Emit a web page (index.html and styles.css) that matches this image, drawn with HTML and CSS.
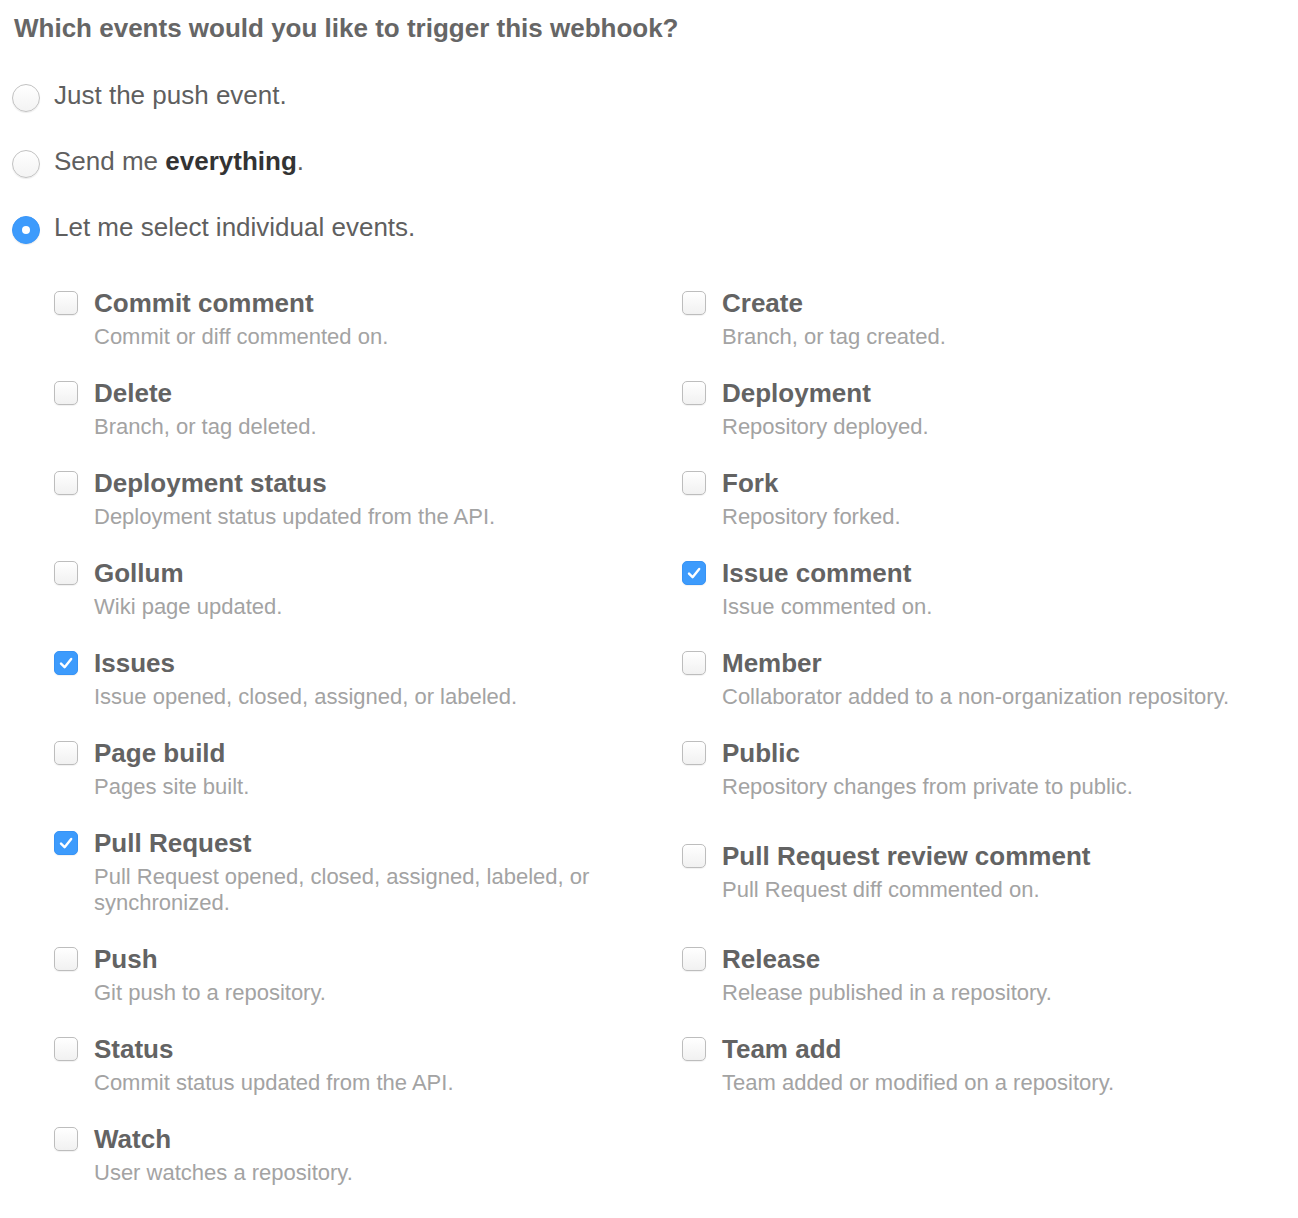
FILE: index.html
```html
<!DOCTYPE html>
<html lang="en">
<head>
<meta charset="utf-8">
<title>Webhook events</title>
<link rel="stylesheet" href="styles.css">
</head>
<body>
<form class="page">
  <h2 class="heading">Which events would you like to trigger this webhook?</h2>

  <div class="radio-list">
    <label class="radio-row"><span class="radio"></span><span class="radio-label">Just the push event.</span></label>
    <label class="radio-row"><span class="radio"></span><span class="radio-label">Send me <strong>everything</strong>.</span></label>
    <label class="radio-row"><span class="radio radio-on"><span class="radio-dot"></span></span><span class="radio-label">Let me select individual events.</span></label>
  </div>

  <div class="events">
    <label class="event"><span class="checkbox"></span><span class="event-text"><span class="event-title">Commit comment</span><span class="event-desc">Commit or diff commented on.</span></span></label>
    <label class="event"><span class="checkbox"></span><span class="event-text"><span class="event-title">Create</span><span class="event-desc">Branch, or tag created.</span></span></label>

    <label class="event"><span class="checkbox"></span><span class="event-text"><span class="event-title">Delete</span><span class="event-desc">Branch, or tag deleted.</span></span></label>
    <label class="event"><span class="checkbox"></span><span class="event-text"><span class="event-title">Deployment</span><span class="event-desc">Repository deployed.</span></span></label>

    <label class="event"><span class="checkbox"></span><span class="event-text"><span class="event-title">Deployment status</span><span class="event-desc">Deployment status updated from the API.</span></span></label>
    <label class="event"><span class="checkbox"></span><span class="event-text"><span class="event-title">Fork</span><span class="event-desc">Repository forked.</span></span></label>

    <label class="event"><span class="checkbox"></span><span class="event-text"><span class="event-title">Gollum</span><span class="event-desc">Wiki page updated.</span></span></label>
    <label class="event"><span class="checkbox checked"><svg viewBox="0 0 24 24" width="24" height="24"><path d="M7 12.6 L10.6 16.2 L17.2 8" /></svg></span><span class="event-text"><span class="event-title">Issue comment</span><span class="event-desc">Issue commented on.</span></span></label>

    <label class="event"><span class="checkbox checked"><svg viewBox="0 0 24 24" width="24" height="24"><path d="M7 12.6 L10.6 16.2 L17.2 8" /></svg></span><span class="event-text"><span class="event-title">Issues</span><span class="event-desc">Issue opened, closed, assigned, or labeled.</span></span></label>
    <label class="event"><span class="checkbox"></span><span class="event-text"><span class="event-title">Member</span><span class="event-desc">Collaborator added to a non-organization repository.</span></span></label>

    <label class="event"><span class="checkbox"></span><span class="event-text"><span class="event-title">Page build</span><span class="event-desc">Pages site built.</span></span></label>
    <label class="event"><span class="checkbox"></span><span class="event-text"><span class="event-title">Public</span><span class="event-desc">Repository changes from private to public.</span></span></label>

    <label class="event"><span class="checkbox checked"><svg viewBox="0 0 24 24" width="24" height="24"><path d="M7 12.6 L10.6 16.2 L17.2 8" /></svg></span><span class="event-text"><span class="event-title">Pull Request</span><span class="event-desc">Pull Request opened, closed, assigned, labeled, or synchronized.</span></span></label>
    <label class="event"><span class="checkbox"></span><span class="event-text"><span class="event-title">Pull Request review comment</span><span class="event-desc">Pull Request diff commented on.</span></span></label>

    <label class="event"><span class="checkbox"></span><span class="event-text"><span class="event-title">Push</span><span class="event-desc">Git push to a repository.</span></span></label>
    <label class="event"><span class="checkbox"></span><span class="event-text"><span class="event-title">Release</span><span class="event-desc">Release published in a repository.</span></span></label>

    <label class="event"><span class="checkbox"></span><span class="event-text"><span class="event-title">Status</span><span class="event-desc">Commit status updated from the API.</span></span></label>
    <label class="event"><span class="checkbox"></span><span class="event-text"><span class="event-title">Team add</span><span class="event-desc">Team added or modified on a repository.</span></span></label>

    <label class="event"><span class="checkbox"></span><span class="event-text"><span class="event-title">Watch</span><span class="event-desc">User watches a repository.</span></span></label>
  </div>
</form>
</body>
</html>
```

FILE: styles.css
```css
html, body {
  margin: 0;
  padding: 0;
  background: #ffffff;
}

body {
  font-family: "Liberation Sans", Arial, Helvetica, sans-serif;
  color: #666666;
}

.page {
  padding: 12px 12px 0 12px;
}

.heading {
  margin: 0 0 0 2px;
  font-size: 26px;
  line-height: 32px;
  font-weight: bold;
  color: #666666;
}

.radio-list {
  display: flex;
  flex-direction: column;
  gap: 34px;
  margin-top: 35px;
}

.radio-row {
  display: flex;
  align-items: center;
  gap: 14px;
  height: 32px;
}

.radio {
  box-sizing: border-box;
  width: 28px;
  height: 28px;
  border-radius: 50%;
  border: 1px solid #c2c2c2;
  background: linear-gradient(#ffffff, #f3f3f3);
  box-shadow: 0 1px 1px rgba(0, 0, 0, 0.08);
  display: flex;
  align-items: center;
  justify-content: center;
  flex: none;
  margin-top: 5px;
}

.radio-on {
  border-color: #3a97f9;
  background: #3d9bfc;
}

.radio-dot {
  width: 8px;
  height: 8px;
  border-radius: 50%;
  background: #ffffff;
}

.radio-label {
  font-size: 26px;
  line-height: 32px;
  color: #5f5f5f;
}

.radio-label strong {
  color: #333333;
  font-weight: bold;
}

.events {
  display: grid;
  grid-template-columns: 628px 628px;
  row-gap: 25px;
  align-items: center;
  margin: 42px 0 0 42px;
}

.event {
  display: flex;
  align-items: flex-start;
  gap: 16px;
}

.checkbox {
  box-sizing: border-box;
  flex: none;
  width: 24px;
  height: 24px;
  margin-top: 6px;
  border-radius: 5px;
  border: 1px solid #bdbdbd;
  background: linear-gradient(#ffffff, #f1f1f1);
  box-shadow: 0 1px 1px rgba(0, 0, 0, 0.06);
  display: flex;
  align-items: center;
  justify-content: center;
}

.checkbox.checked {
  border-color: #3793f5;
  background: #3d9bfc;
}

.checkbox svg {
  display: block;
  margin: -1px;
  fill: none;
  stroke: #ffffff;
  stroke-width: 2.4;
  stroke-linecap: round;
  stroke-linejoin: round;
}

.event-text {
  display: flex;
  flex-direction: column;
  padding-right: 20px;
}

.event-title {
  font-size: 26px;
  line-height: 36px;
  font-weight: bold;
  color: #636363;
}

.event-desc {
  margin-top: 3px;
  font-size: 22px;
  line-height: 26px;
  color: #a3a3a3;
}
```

= DIRECTIVE =
Identify the lines that hold the word "index". Copy every one of them.

= THE RESULT =
Emit a web page (index.html and styles.css) that matches this image, drawn with HTML and CSS.
FILE: index.html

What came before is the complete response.